What are the European Commission, the European Central Bank (ECB), the IMF and the Eurogroup saying about the measures?
On the morning of February 24, the European Commission announced that the list of measures sent by the Greek government was "sufficiently complete to be a valid starting point. . . . We are particularly encouraged by the strong commitment to combat tax evasion and corruption.” The EC went on to add that Greece must now "be more specific in its commitments." The spokesperson for the Eurogroup stated that, "this list is a first step, it is not a new Memorandum."
This balancing act is explained by the fact that the European institutions -- in deep crisis and facing the risk of a meltdown -- need to be able to count on the involvement of the Greek government, without which they cannot carry out their agenda, on behalf of finance capital, against the workers and people of Greece. That was the message of Obama, who on CNN called for "the continued implementation of the reforms” and “the continued payment of the debt" – taking a hard line, but understanding at the same time that everything still could blow up in Europe.
What were the reactions in Syriza?
The New York Times (February 22) ran a lead story under the headline, “Greece’s Leaders Face a Revolt at Home as They Try to Appease Creditors.” Manolis Glezos, a member of the European Parliament for Syriza, recalled the meaning of the Greek elections of January 25, 2015, in which “the people voted for what Syriza promised -- that is, to abolish the austerity plan." Giving voice to the growing anger, he went so far as to state: "I apologize to the Greek people because I participated in creating this illusion.”
But does this mean that the Greek people are back to square one; that they are in the same situation they were in before January 25?
First, as noted by many activists, the Tsipras government -- in keeping with what Syriza had pledged before the election -- has always stated that it would not pursue leaving the Eurozone or breaking with the European Union. On the other hand, nothing has been settled.
Panayiotis Lafazanis, the minister of Transportation and Energy, said: "Any transitional arrangement must be compatible with the government’s program." But that’s the rub: While Brussels and the IMF welcomed some of the measures taken by the Tsipras government, other measurers, such as the return of the collective-bargaining agreements, which had been annulled in recent years, and the raising the minimum wage to its pre-crisis levels pose an altogether different problem. In the words of the French financial daily Les Echos, these measures announced by Tsipras, “destroy the competitive gains achieved with great pains since 2010.”
What have been the reactions of the Greek workers and people?
While not knowing the details of the measures, the workers, youth, and trade unionists expressed conflicting views.
“I'm relieved,” a Syriza voter told Le Monde. “I feared a sterile confrontation that would cut us off from Europe." Her cousin, however, took a different stance: "I voted for them to put an end to austerity -- not for them to extend it for four months or more!"
Within the working class, the announcement of the first measures that represent a partial break with the Memorandum has led many organizations to reassert their demands.
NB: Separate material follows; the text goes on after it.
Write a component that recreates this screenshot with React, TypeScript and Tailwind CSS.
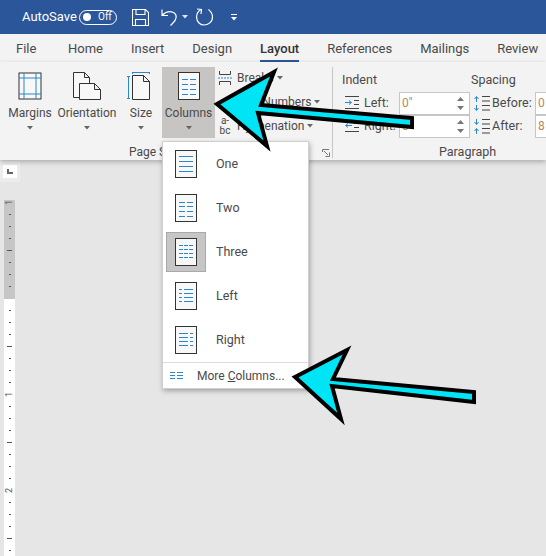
const font = { fontFamily: 'Roboto, "Open Sans", sans-serif' };

const BLUE = '#2a87cc';

function Caret({ className = '' }: { className?: string }) {
  return (
    <svg width="6" height="4" viewBox="0 0 6 4" className={className}>
      <path d="M0 0h6L3 3.5z" fill="#666" />
    </svg>
  );
}

// page with blue column lines, same drawing for the button and the menu
function ColumnsIcon({ cols, rows }: { cols: number[][]; rows: number[] }) {
  return (
    <svg width="22" height="28" viewBox="0 0 22 28">
      <rect x="0.5" y="0.5" width="21" height="27" fill="#f8f8f8" stroke="#333" />
      {cols.map((c, i) =>
        rows.map((y) => <path key={i + '-' + y} d={`M${c[0]} ${y}H${c[1]}`} stroke={BLUE} strokeWidth="1" />)
      )}
    </svg>
  );
}

const menu = [
  { label: 'One', cols: [[4, 18]], rows: [6.5, 11.5, 16.5, 21.5] },
  { label: 'Two', cols: [[4, 10], [12, 18]], rows: [8.5, 12.5, 17.5, 22.5] },
  { label: 'Three', cols: [[4, 8], [9, 13], [14, 18]], rows: [7.5, 11.5, 15.5, 19.5] },
  { label: 'Left', cols: [[4, 7], [9, 18]], rows: [7.5, 11.5, 15.5, 19.5] },
  { label: 'Right', cols: [[4, 13], [15, 18]], rows: [7.5, 11.5, 15.5, 19.5] },
];

const tabs = ['File', 'Home', 'Insert', 'Design', 'Layout', 'References', 'Mailings', 'Review'];

function RibbonButton({ label, width, icon }: { label: string; width: string; icon: React.ReactNode }) {
  return (
    <div className={`flex flex-col items-center pt-[5px] ${width}`}>
      <div className="h-[28px] flex items-center">{icon}</div>
      <span className="mt-[5px] text-[12px] leading-[16px] whitespace-nowrap">{label}</span>
      <Caret className="mt-[5px]" />
    </div>
  );
}

function SpinInput({ value }: { value: string }) {
  return (
    <div className="w-[71px] h-[23px] shrink-0 bg-white border border-[#c6c6c6] flex items-center justify-between pl-[2px] pr-[5px]">
      <span className="text-[12px] text-[#b58a5c]">{value}</span>
      <div className="flex flex-col gap-[5px]">
        <svg width="7" height="4" viewBox="0 0 7 4"><path d="M0 4L3.5 0 7 4z" fill="#777" /></svg>
        <svg width="7" height="4" viewBox="0 0 7 4"><path d="M0 0L3.5 4 7 0z" fill="#777" /></svg>
      </div>
    </div>
  );
}

function LinesIcon({ dir }: { dir: 'left' | 'right' }) {
  return (
    <svg width="15" height="14" viewBox="0 0 15 14">
      <path d="M0 .5h14M9 4.500h5M9 8.500h5M0 12.500h14" stroke="#444" fill="none" />
      {dir === 'left' ? (
        <path d="M0 6.500h6M4 4.500l2.500 2-2.500 2" stroke={BLUE} fill="none" />
      ) : (
        <path d="M7 6.500H1M3 4.500l-2.500 2 2.500 2" stroke={BLUE} fill="none" />
      )}
    </svg>
  );
}

function SpacingIcon({ down }: { down?: boolean }) {
  return (
    <svg width="17" height="15" viewBox="0 0 17 15">
      <path d="M9 .5h8M9 5h8M9 9.500h8M9 14h8" stroke="#444" fill="none" />
      {down ? (
        <path d="M3.500 0v5M1.500 3l2 2.500 2-2.500M3.500 15v-5M1.500 12l2-2.500 2 2.500" stroke={BLUE} fill="none" />
      ) : (
        <path d="M3.500 6V1M1.500 3l2-2.500 2 2.500M3.500 9v5M1.500 12l2 2.500 2-2.500" stroke={BLUE} fill="none" />
      )}
    </svg>
  );
}

export default function App() {
  const ticks = Array.from({ length: 31 }, (_, i) => i);

  return (
    <div style={font} className="relative w-[546px] h-[556px] overflow-hidden bg-[#e6e6e6] text-[#4a4a4a]">
      {/* title bar */}
      <div className="h-[34px] bg-[#2b579a] flex items-center text-white pl-[22px]">
        <span className="text-[13px] w-[57px] whitespace-nowrap">AutoSave</span>
        <div className="w-[38px] h-[15px] rounded-full border border-white flex items-center pl-[3px]">
          <div className="w-[8px] h-[8px] rounded-full bg-white" />
          <span className="ml-[7px] text-[10px] leading-none">Off</span>
        </div>
        <svg className="ml-[15px]" width="17" height="17" viewBox="0 0 17 17" fill="none" stroke="#fff" strokeWidth="1.1">
          <path d="M.5.5h13l3 3v13H.5zM4 .5v5h9v-5M3.500 16.500v-6h10v6" />
        </svg>
        <svg className="ml-[12px]" width="18" height="18" viewBox="0 0 18 18" fill="none" stroke="#fff" strokeWidth="1.2">
          <path d="M1 1.500v6h6M1.500 7C5 3.500 9 3 12.500 4.500c4 2 3.500 7-1 11l-2 2" />
        </svg>
        <svg className="ml-[3px]" width="6" height="4" viewBox="0 0 6 4"><path d="M0 0h6L3 3.500z" fill="#dfe6f2" /></svg>
        <svg className="ml-[8px]" width="17" height="18" viewBox="0 0 17 18" fill="none" stroke="#fff" strokeWidth="1.2">
          <path d="M5 1.500C1.500 3.500.5 6.500.6 9.500c.2 4.500 3.500 7.500 7.900 7.500s8-3.500 8-8c0-3-1.500-5.500-4-7.500M1 1l4.500.5L5 6" />
        </svg>
        <svg className="ml-[18px]" width="6" height="7" viewBox="0 0 6 7" fill="#fff">
          <path d="M0 0h6v1H0zM0 3h6L3 6.500z" />
        </svg>
      </div>

      {/* tabs */}
      <div className="h-[28px] bg-[#f3f3f3] flex items-start pl-[16px] gap-[28px] pt-[6px] whitespace-nowrap">
        {tabs.map((t) =>
          t === 'Layout' ? (
            <div key={t} className="relative text-[13px] leading-[18px] font-medium text-[#333]">
              {t}
              <div className="absolute left-0 right-0 top-[20px] h-[2px] bg-[#2b579a]" />
            </div>
          ) : (
            <div key={t} className={t === 'File' ? 'text-[13px] leading-[18px] w-[24px]' : 'text-[13px] leading-[18px]'}>{t}</div>
          )
        )}
      </div>

      {/* ribbon */}
      <div className="h-[98px] bg-[#f3f3f3] flex shadow-[0_2px_5px_rgba(0,0,0,0.25)] relative">
        <div className="w-[333px] shrink-0 border-r border-[#c6c6c6] mt-[5px] mb-[2px] flex flex-col relative">
          <div className="flex h-[73px] pl-[3px]">
            <RibbonButton
              label="Margins"
              width="w-[54px]"
              icon={
                <svg width="24" height="28" viewBox="0 0 24 28" fill="none">
                  <rect x="1" y="1" width="22" height="26" fill="#f8f8f8" stroke="#333" />
                  <path d="M6 1v26M18 1v26M1 6h22M1 22h22" stroke={BLUE} />
                </svg>
              }
            />
            <RibbonButton
              label="Orientation"
              width="w-[60px]"
              icon={
                <svg width="28" height="28" viewBox="0 0 28 28" fill="none" stroke="#333">
                  <path d="M6.500 25.500H.5V.5h11l5 5v6M11.500.5v5h5" fill="#f8f8f8" />
                  <path d="M6.500 11.500h15l6 6v10h-21zM21.500 11.500v6h6" fill="#f8f8f8" />
                </svg>
              }
            />
            <RibbonButton
              label="Size"
              width="w-[48px]"
              icon={
                <svg className="-ml-[5px]" width="23" height="28" viewBox="0 0 23 28" fill="none">
                  <path d="M5.500 27.500V3.500h11l6 6v18zM16.500 3.500v6h6" fill="#f8f8f8" stroke="#333" />
                  <path d="M5 .5h18M5.500 0v2M22.500 0v2M1.500 4v23M0 4.500h3M0 26.500h3" stroke={BLUE} />
                </svg>
              }
            />
            <div className="bg-[#c6c5c3] ml-[-3px]">
              <RibbonButton
                label="Columns"
                width="w-[53px]"
                icon={<ColumnsIcon cols={[[4, 10], [12, 18]]} rows={[7.5, 12.5, 17.5, 22.5]} />}
              />
            </div>
            <div className="flex flex-col ml-[3px] -mt-[1px] text-[12px] whitespace-nowrap">
              <div className="h-[24px] flex items-center gap-[5px]">
                <svg width="14" height="14" viewBox="0 0 14 14" fill="none">
                  <path d="M1.500 0v3.500h11V0M1.500 14v-3.500h11V14" stroke="#444" />
                  <path d="M0 7h14" stroke={BLUE} strokeDasharray="2 1" />
                </svg>
                <span className="flex items-center gap-[3px]">Breaks <Caret /></span>
              </div>
              <div className="h-[24px] flex items-center gap-[5px]">
                <span className="w-[14px] text-[10px] text-center text-[#2a87cc]">1</span>
                <span className="flex items-center gap-[3px]">Line Numbers <Caret /></span>
              </div>
              <div className="h-[24px] flex items-center gap-[5px]">
                <span className="w-[14px] text-[10px] leading-[10px] text-center">a-<br />bc</span>
                <span className="flex items-center gap-[3px]">Hyphenation <Caret /></span>
              </div>
            </div>
          </div>
          <div className="flex-1 flex items-start pt-[6px] pl-[129px] text-[12px] leading-[16px]">
            <span>Page Setup</span>
          </div>
          <svg className="absolute right-[2px] bottom-[1px]" width="8" height="8" viewBox="0 0 8 8" fill="none" stroke="#777">
            <path d="M7.500 3.500v4h-4M.5 3V.5H7M2 2l4 4" />
          </svg>
        </div>

        <div className="flex-1 min-w-0 flex flex-col pl-[9px] pt-[9px] text-[12.5px] whitespace-nowrap">
          <div className="flex leading-[18px] h-[21px]">
            <span className="w-[129px]">Indent</span>
            <span>Spacing</span>
          </div>
          <div className="flex items-center h-[24px]">
            <div className="w-[57px] shrink-0 pl-[3px] flex items-center gap-[4px]">
              <LinesIcon dir="left" /> Left:
            </div>
            <SpinInput value={'0"'} />
            <div className="w-[65px] shrink-0 pl-[3px] flex items-center gap-[2px]">
              <SpacingIcon /> Before:
            </div>
            <SpinInput value="0" />
          </div>
          <div className="flex items-center h-[24px]">
            <div className="w-[57px] shrink-0 pl-[3px] flex items-center gap-[4px]">
              <LinesIcon dir="right" /> Right:
            </div>
            <SpinInput value={'0"'} />
            <div className="w-[65px] shrink-0 pl-[3px] flex items-center gap-[2px]">
              <SpacingIcon down /> After:
            </div>
            <SpinInput value="8" />
          </div>
          <div className="pl-[97px] pt-[6px] leading-[16px]">Paragraph</div>
        </div>
      </div>

      {/* tab selector and vertical ruler */}
      <div className="w-[20px]">
        <div className="mt-[1px] w-[20px] h-[21px] bg-[#ececec] flex items-center justify-center">
          <div className="w-[14px] h-[13px] bg-white flex items-center justify-center">
            <div className="w-[6px] h-[5px] border-l-2 border-b-2 border-[#666]" />
          </div>
        </div>
        <div className="mt-[18px] ml-[4px] w-[11px] relative bg-white overflow-hidden">
          <div className="absolute left-0 top-0 w-full h-[99px] bg-[#c6c6c6]" />
          <div className="-mt-[4px]">
            {ticks.map((i) => {
              const label = i === 0 ? '1' : i === 16 ? '1' : i === 24 ? '2' : null;
              const long = i % 4 === 0 && !label;
              return (
                <div key={i} className="relative h-[12px] flex items-center justify-center">
                  {label ? (
                    <span className="text-[9px] leading-none -rotate-90 text-[#555]">{label}</span>
                  ) : i !== 8 ? (
                    <div className={long ? 'w-[5px] h-px bg-[#555]' : 'w-[2px] h-px bg-[#555]'} />
                  ) : null}
                </div>
              );
            })}
          </div>
        </div>
      </div>

      {/* columns dropdown */}
      <div className="absolute left-[162px] top-[141px] w-[147px] h-[248px] bg-white border border-[#d0d0d0] shadow-[1px_2px_5px_rgba(0,0,0,0.3)] flex flex-col">
        <div>
          {menu.map((m) => (
            <div key={m.label} className="h-[44px] flex items-center text-[12.5px]">
              <div
                className={
                  m.label === 'Three'
                    ? 'ml-[3px] w-[40px] h-[40px] flex items-center justify-center bg-[#c6c6c6] border border-[#a9a9a9]'
                    : 'ml-[3px] w-[40px] h-[40px] flex items-center justify-center'
                }
              >
                <ColumnsIcon cols={m.cols} rows={m.rows} />
              </div>
              <span className="ml-[10px]">{m.label}</span>
            </div>
          ))}
        </div>
        <div className="border-t border-[#dcdcdc] flex-1 flex items-center pl-[7px] text-[12px]">
          <svg width="13" height="7" viewBox="0 0 13 7" stroke={BLUE} fill="none">
            <path d="M0 .5h5M7 .5h6M0 3.500h5M7 3.500h6M0 6.500h5M7 6.500h6" />
          </svg>
          <span className="ml-[14px] whitespace-nowrap">More <span className="underline">C</span>olumns...</span>
        </div>
      </div>

      {/* callout arrows on top of the screenshot */}
      <svg className="absolute left-0 top-0" width="546" height="556" viewBox="0 0 546 556" fill="#00e5f5" stroke="#000" strokeWidth="4" strokeLinejoin="miter" strokeMiterlimit="6">
        <path d="M217 104L274 72 261 105 412 118 412 127 258 113 267 146z" />
        <path d="M295 377L347 350 333 379 474 392 474 402 332 386 341 419z" />
      </svg>
    </div>
  );
}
Thus, following on the heels of the statement by POE-OTA, the union of municipal employees, ADEDY, the federation of government workers, denounced the drive by the ECB, the European Union and the Eurozone "to ignore the will of the Greek people." The ADEDY statement called for “the cancellation of the Memorandum and all its measures” and for “the immediate cancellation of the debt."
A few hours after the Greek prime minister's speech, one thing is certain: The Greek people have not given up fighting for the mandate that they gave the new government on January 25. Sofia Sakorafa, another member of the European Parliament for Syriza, stated, “The people gave a mandate for the Memorandum to be annulled. We have no political justification to do the opposite.”